Some fights can be avoided by staying in your car, but there’s a limit to what you can achieve behind the wheel. A bit of this is the result of Samson’s habit of having invisible enemies drag McCray out of his vehicle and toss him several storeys into the air – just far enough away that you’ll automatically fail the mission. This may well be a trade off for all the times enemies will go through the animation of yanking him out of his car without actually doing so, leaving you able to continue driving.
More annoying, however, is how enemies generally have a supernatural ability to simply skate out of the way of your speeding vehicle – like animals and pedestrians in licensed racing games that aren’t permitted to let you run down living beings. Unless the environment prevents it, your car will often just push enemies out of danger like identical poles of a magnet. This is not only annoying, but it looks awful and unfinished, particularly when trying to mow down large groups. For some reason, however, enemies are completely oblivious to reversing cars – so if you back towards baddies, they’ll simply run mindlessly toward your rear bumper until you smear them onto the asphalt.
Getaways are probably the most disappointing, since the wanted system transparently cheats to get a fix on you. Even when you’ve broken line of sight, if you stop, police will continue to make all the correct turns to get you. Failing that, Samson will simply spawn in a new police cruiser out of nowhere directly behind you.
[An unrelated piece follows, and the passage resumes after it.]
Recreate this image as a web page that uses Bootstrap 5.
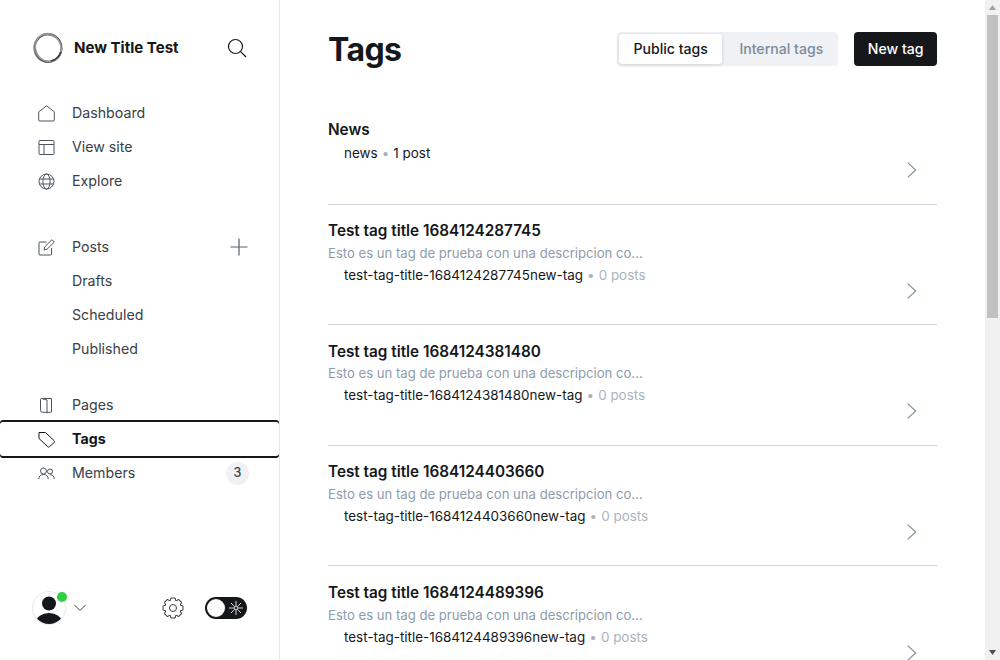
<!DOCTYPE html>
<html lang="en">
<head>
<meta charset="utf-8">
<title>Tags</title>
<link href="https://cdn.jsdelivr.net/npm/bootstrap@5.3.0/dist/css/bootstrap.min.css" rel="stylesheet">
<style>
html,body{height:100%;overflow:hidden}
body{font-family:Inter,"Liberation Sans",sans-serif;color:#15171a;background:#fff}
.app-shell{height:100vh}
.side{width:280px;flex:none;border-right:1px solid #e6e9ec;padding:32px 0 0}
.brand-row{height:32px;padding:0 32px;margin-bottom:32px}
.brand-name{font-size:15.05px;font-weight:700;margin-left:10px}
.side-list{list-style:none;margin:0 0 22px;padding:0}
.side-list-wide{margin-bottom:32px}
.side-link{height:34px;padding:0 32px 0 38px;font-size:14.2px;color:#394047;text-decoration:none;display:flex;align-items:center}
.side-link svg.ico{width:17px;height:17px;flex:none;margin-right:17px;stroke:#4b555f;fill:none;stroke-width:1}
.side-sub{padding-left:72px}
.side-active{font-weight:700;color:#15171a;border-radius:3px;box-shadow:0 -2px 0 #15171a,0 2px 0 #15171a;position:relative}
.side-active svg.ico{stroke:#15171a}
.count-pill{width:23px;height:23px;border-radius:50%;background:#eff1f4;font-size:12.5px;font-weight:500;color:#394047;margin-right:-2px}
.side-plus{margin-right:-1px}
.side-foot{padding:0 32px 35px}
.avatar-wrap{width:34px;height:34px;border-radius:50%;border:1px solid #e6e9ec;position:relative}
.avatar-wrap svg{display:block;border-radius:50%}
.live-dot{width:10px;height:10px;border-radius:50%;background:#30cf43;position:absolute;top:0;right:-2px}
.mode-pill{width:42px;height:22px;border-radius:11px;background:#15171a;padding:2px;margin-left:21px}
.mode-knob{width:18px;height:18px;border-radius:50%;background:#fff}
.main-pane{overflow:hidden;min-width:0}
.main-inner{padding:32px 48px 0}
.page-title{font-size:32px;font-weight:700;letter-spacing:-.6px;line-height:32px;padding-top:2px;margin:0}
.seg-wrap{background:#eff1f4;border-radius:4px;padding:2px;height:34px;margin-right:16px}
.seg-btn{font-size:14.1px;font-weight:500;line-height:30px;padding:0 13px 0 17.500px;color:#7c8b9a;text-decoration:none;border-radius:3px}
.seg-on{background:#fff;color:#15171a;box-shadow:0 1px 4px rgba(0,0,0,.14);padding:0 14px}
.add-btn{background:#15171a;color:#fff;border-radius:4px;height:34px;padding:0 13.500px;font-size:14.1px;font-weight:500;line-height:34px;border:0}
.tag-rows{margin-top:38px}
.tag-row{height:120.67px;border-bottom:1px solid #ced4d9;padding-top:16.6px}
.tag-row-first{height:100.5px;padding-top:16.2px}
.tag-name{font-size:15.3px;font-weight:600;line-height:20px;margin:0}
.tag-desc{font-size:13.12px;line-height:22px;color:#8e9cac;margin-top:.5px}
.tag-meta{font-size:13.45px;line-height:22px;padding-left:16px;color:#15171a}
.tag-row-first .tag-meta{margin-top:1.500px}
.tag-sep{color:#abb4be;margin:0 .3px}
.tag-zero{color:#abb4be}
.tag-go{width:10px;height:16px;stroke:#7c8b9a;fill:none;stroke-width:1.1;align-self:flex-end;flex:none;margin:0 20px 25.500px 0}
.scroll-rail{width:15px;flex:none;background:#f1f1f1}
.rail-cap{height:15px}
.rail-thumb{height:303px;width:11px;background:#c1c1c1;margin:0 auto}
</style>
</head>
<body>
<div class="app-shell d-flex">
  <aside class="side d-flex flex-column">
    <div class="brand-row d-flex align-items-center">
      <svg width="32" height="32" viewBox="0 0 32 32" fill="none"><ellipse cx="16" cy="16" rx="13.400" ry="13.900" stroke="#55575b" stroke-width="2.200"/><ellipse cx="15.800" cy="16" rx="14" ry="13" transform="rotate(35 16 16)" stroke="#8a8c90" stroke-width="1.200"/><ellipse cx="16.400" cy="15.600" rx="12.400" ry="14.400" transform="rotate(-20 16 16)" stroke="#a0a2a5" stroke-width="1"/><path d="M19 29a13.500 13.500 0 0 0 10-9" stroke="#3c3e42" stroke-width="1.400"/></svg>
      <span class="brand-name">New Title Test</span>
      <svg class="ms-auto" width="20" height="20" viewBox="0 0 20 20" fill="none" stroke="#15171a" stroke-width="1.200"><circle cx="8.500" cy="8.500" r="7"/><path d="M13.600 13.600 19 19"/></svg>
    </div>
    <ul class="side-list side-list-wide">
      <li><a class="side-link" href="#"><svg class="ico" viewBox="0 0 17 17"><path d="M.7 6.800 8.500.8l7.800 6v8.200a1 1 0 0 1-1 1H1.700a1 1 0 0 1-1-1z"/></svg>Dashboard</a></li>
      <li><a class="side-link" href="#"><svg class="ico" viewBox="0 0 17 17"><rect x="1" y="1.500" width="15" height="14" rx="1"/><path d="M1 5.500h15M6 5.500v10"/></svg>View site</a></li>
      <li><a class="side-link" href="#"><svg class="ico" viewBox="0 0 17 17"><circle cx="8.500" cy="8.500" r="7.500"/><ellipse cx="8.500" cy="8.500" rx="3.600" ry="7.500"/><path d="M1.400 6h14.200M1.400 11h14.200"/></svg>Explore</a></li>
    </ul>
    <ul class="side-list">
      <li><a class="side-link" href="#"><svg class="ico" viewBox="0 0 17 17"><path d="M8.500 3H2a1 1 0 0 0-1 1v11a1 1 0 0 0 1 1h10.500a1 1 0 0 0 1-1V9"/><path d="m6 11 .8-3.200L14 .7l2.300 2.300-7.200 7.200z"/></svg>Posts<svg class="ms-auto side-plus" width="18" height="18" viewBox="0 0 18 18" fill="none" stroke="#54606c" stroke-width="1.200"><path d="M9 .5v17M.5 9h17"/></svg></a></li>
      <li><a class="side-link side-sub" href="#">Drafts</a></li>
      <li><a class="side-link side-sub" href="#">Scheduled</a></li>
      <li><a class="side-link side-sub" href="#">Published</a></li>
    </ul>
    <ul class="side-list">
      <li><a class="side-link" href="#"><svg class="ico" viewBox="0 0 17 17"><path d="M3.500 1.500h10v13.200a.6.6 0 0 1-.6.6H4.500a2 2 0 0 1-2-2V2.500a1 1 0 0 1 1-1z"/><path d="M3.500 1.500 9 3v13.300"/></svg>Pages</a></li>
      <li><a class="side-link side-active" href="#"><svg class="ico" viewBox="0 0 17 17"><path d="M1 1.500h6.500l8.800 8.400a1 1 0 0 1 0 1.400l-5 4.500a1 1 0 0 1-1.400 0L1 7.500z"/></svg>Tags</a></li>
      <li><a class="side-link" href="#"><svg class="ico" viewBox="0 0 17 17"><circle cx="5.500" cy="6" r="3"/><path d="M.8 14c0-3 2-4.500 4.700-4.500s4.700 1.500 4.700 4.500"/><circle cx="12" cy="6.500" r="2.500"/><path d="M12 9.700c2.500 0 4.200 1.300 4.200 4.300"/></svg>Members<span class="count-pill ms-auto d-flex align-items-center justify-content-center">3</span></a></li>
    </ul>
    <div class="side-foot mt-auto d-flex align-items-center">
      <div class="avatar-wrap">
        <svg width="32" height="32" viewBox="0 0 32 32"><circle cx="16" cy="11.500" r="7" fill="#15171a"/><ellipse cx="16" cy="30" rx="13" ry="9" fill="#15171a"/></svg>
        <span class="live-dot"></span>
      </div>
      <svg class="ms-2" width="12" height="8" viewBox="0 0 12 8" fill="none" stroke="#394047" stroke-width="1"><path d="m.5 1 5.500 5.500L11.500 1"/></svg>
      <svg class="ms-auto" width="22" height="22" viewBox="0 0 22 22" fill="none" stroke="#394047" stroke-width="1" stroke-linejoin="round"><defs><path id="gear-tooth" d="M8.070 3.930 8.900 1h4.200l.83 2.930"/></defs><circle cx="11" cy="11" r="3.500"/><use href="#gear-tooth"/><use href="#gear-tooth" transform="rotate(45 11 11)"/><use href="#gear-tooth" transform="rotate(90 11 11)"/><use href="#gear-tooth" transform="rotate(135 11 11)"/><use href="#gear-tooth" transform="rotate(180 11 11)"/><use href="#gear-tooth" transform="rotate(225 11 11)"/><use href="#gear-tooth" transform="rotate(270 11 11)"/><use href="#gear-tooth" transform="rotate(315 11 11)"/></svg>
      <div class="mode-pill d-flex align-items-center">
        <span class="mode-knob"></span>
        <svg class="ms-1" width="14" height="14" viewBox="0 0 14 14" fill="none" stroke="#d8dbde" stroke-width="1"><circle cx="7" cy="7" r="1.800"/><path d="M7 0v5M7 9v5M0 7h5M9 7h5M2 2l3.500 3.500M8.500 8.500 12 12M2 12l3.500-3.500M8.500 5.500 12 2"/></svg>
      </div>
    </div>
  </aside>
  <main class="main-pane flex-grow-1">
    <div class="main-inner">
      <header class="d-flex align-items-center">
        <h1 class="page-title me-auto">Tags</h1>
        <div class="seg-wrap d-flex">
          <a class="seg-btn seg-on" href="#">Public tags</a>
          <a class="seg-btn" href="#">Internal tags</a>
        </div>
        <button class="add-btn" type="button">New tag</button>
      </header>
      <div class="tag-rows">
        <div class="tag-row tag-row-first d-flex">
          <div class="flex-grow-1"><h3 class="tag-name">News</h3><div class="tag-meta">news <span class="tag-sep">•</span> 1 post</div></div>
          <svg class="tag-go" viewBox="0 0 10 16"><path d="m.7.7 8 7.300-8 7.300"/></svg>
        </div>
        <div class="tag-row d-flex">
          <div class="flex-grow-1"><h3 class="tag-name">Test tag title 1684124287745</h3><div class="tag-desc">Esto es un tag de prueba con una descripcion co...</div><div class="tag-meta">test-tag-title-1684124287745new-tag <span class="tag-sep">•</span> <span class="tag-zero">0 posts</span></div></div>
          <svg class="tag-go" viewBox="0 0 10 16"><path d="m.7.7 8 7.300-8 7.300"/></svg>
        </div>
        <div class="tag-row d-flex">
          <div class="flex-grow-1"><h3 class="tag-name">Test tag title 1684124381480</h3><div class="tag-desc">Esto es un tag de prueba con una descripcion co...</div><div class="tag-meta">test-tag-title-1684124381480new-tag <span class="tag-sep">•</span> <span class="tag-zero">0 posts</span></div></div>
          <svg class="tag-go" viewBox="0 0 10 16"><path d="m.7.7 8 7.300-8 7.300"/></svg>
        </div>
        <div class="tag-row d-flex">
          <div class="flex-grow-1"><h3 class="tag-name">Test tag title 1684124403660</h3><div class="tag-desc">Esto es un tag de prueba con una descripcion co...</div><div class="tag-meta">test-tag-title-1684124403660new-tag <span class="tag-sep">•</span> <span class="tag-zero">0 posts</span></div></div>
          <svg class="tag-go" viewBox="0 0 10 16"><path d="m.7.7 8 7.300-8 7.300"/></svg>
        </div>
        <div class="tag-row d-flex">
          <div class="flex-grow-1"><h3 class="tag-name">Test tag title 1684124489396</h3><div class="tag-desc">Esto es un tag de prueba con una descripcion co...</div><div class="tag-meta">test-tag-title-1684124489396new-tag <span class="tag-sep">•</span> <span class="tag-zero">0 posts</span></div></div>
          <svg class="tag-go" viewBox="0 0 10 16"><path d="m.7.7 8 7.300-8 7.300"/></svg>
        </div>
      </div>
    </div>
  </main>
  <div class="scroll-rail d-flex flex-column" aria-hidden="true">
    <div class="rail-cap d-flex align-items-center justify-content-center"><svg width="7" height="5" viewBox="0 0 7 5"><path d="M3.500 0 7 5H0z" fill="#a3a3a3"/></svg></div>
    <div class="rail-thumb"></div>
    <div class="rail-cap mt-auto d-flex align-items-center justify-content-center"><svg width="7" height="5" viewBox="0 0 7 5"><path d="M0 0h7L3.500 5z" fill="#505050"/></svg></div>
  </div>
</div>
<script src="https://cdn.jsdelivr.net/npm/bootstrap@5.3.0/dist/js/bootstrap.bundle.min.js"></script>
</body>
</html>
Think you’re safe tucked away down an alley, far from the initial pursuit? So did I, until a police car blinked into existence metres away and slammed straight into me – seconds before the cooldown timer had finished.
Takedowns are disappointing, too. Despite Samson’s trailers hinting at the prospect of thrilling crashes as enemy cars wipe out and tumble alongside you, this doesn’t really happen much. What we typically get is rival vehicles bumbling around town on predefined routes. You’ll know when a T-bone is on the cards because, after a few takedown missions, you’ll know exactly where your targets are going to turn. Watching your rivals doing the same laps of the neighbourhood makes for very formulaic chases.
Occasionally they’ll get hung up for no apparent reason and refuse to proceed, giving you an easy target to smash into. However, sometimes that takes too long and the moment you wreck that car, the other vehicles are too far away and you’ll instantly fail. Other times your own car won’t survive long enough, meaning you’ll have to hoof it to the closest parked one – Samson bafflingly doesn’t let you carjack vehicles with drivers in them already. If you’re lucky, there’ll be one close by. If you’re not, you’ll be running for a while.
Takedown missions often end the millisecond you cause enough damage to your final target. At that point, the action will freeze to congratulate you on your success, but the moment play resumes the target car will disappear off the face of the planet. Sometimes all the cars in the area will disappear.
Much like the 2015 Mad Max game’s Magnum Opus, there’s an overt attempt in Samson to have players become attached to McCray’s personal vehicle. It’s perhaps not a coincidence considering there’s a good deal of talent at Liquid Swords who formerly worked at Mad Max developer Avalanche and, as a total car dork, it’s something I fundamentally understand.
In practice, however, it just doesn’t work. The cost of repairing McCray’s car is roughly as much as a typical mission will pay out, so the requirement to constantly do so in order to keep using it is too big a burden – and an unnecessary one at that. I quickly pivoted to using stolen cars to complete missions. Aside from mild variations, excluding McCray’s one-of-a-kind muscle car, I think there are only about four different traffic cars in Samson. That’s really very low for the genre, however (with the exception of a few checkpoint races with particularly unforgiving time limits that I quickly learned to avoid), I eventually found I could reliably complete missions in any one of them.
I took down the same street racer on several occasions in an old Ford Econoline-style van, and at one point I disabled a whole four-car convoy in a boxy old off-brand Chevy Caprice. The ’90s European and Crown Vic-inspired sedans don’t feel appreciably slower than McCray’s car, and I completed plenty of checkpoint races in them. I see what Liquid Swords was trying to do, but it pushed me away from McCray’s car rather than increasing my desire to nurture it.
Reaching the end of my loan repayments only took me halfway through the XP levels, so I can’t really say if you’ll eventually outpace your enemies if you level up all the way. That said, there’s simply no good case to keep playing Samson after hitting that point. Clearing the debt got me a giddy phone call from McCray’s sister, Oonagh, and… that’s it. From that point on it’s noted McCray can keep what he earns, but there’s no purpose to have cash on hand other than to afford car repairs – and I have no desire to keep playing the same recycled missions I’ve already completed three or four times each.
If you want an open-world brawler with a little drama baked around it, play Sleeping Dogs, where the hand-to-hand combat drastically outclasses Samson in every way. If you want satisfying car chases in hefty American land yachts, play Driver: San Francisco. If you want an open-world action driving game designed to foster a relationship with a single vehicle (that simultaneously showcases the best of what a core part of the Liquid Swords team is capable of), play Mad Max. And if you want an open-world crime epic that actually feels like it's set in the ’90s, just dust off a copy of GTA: San Andreas.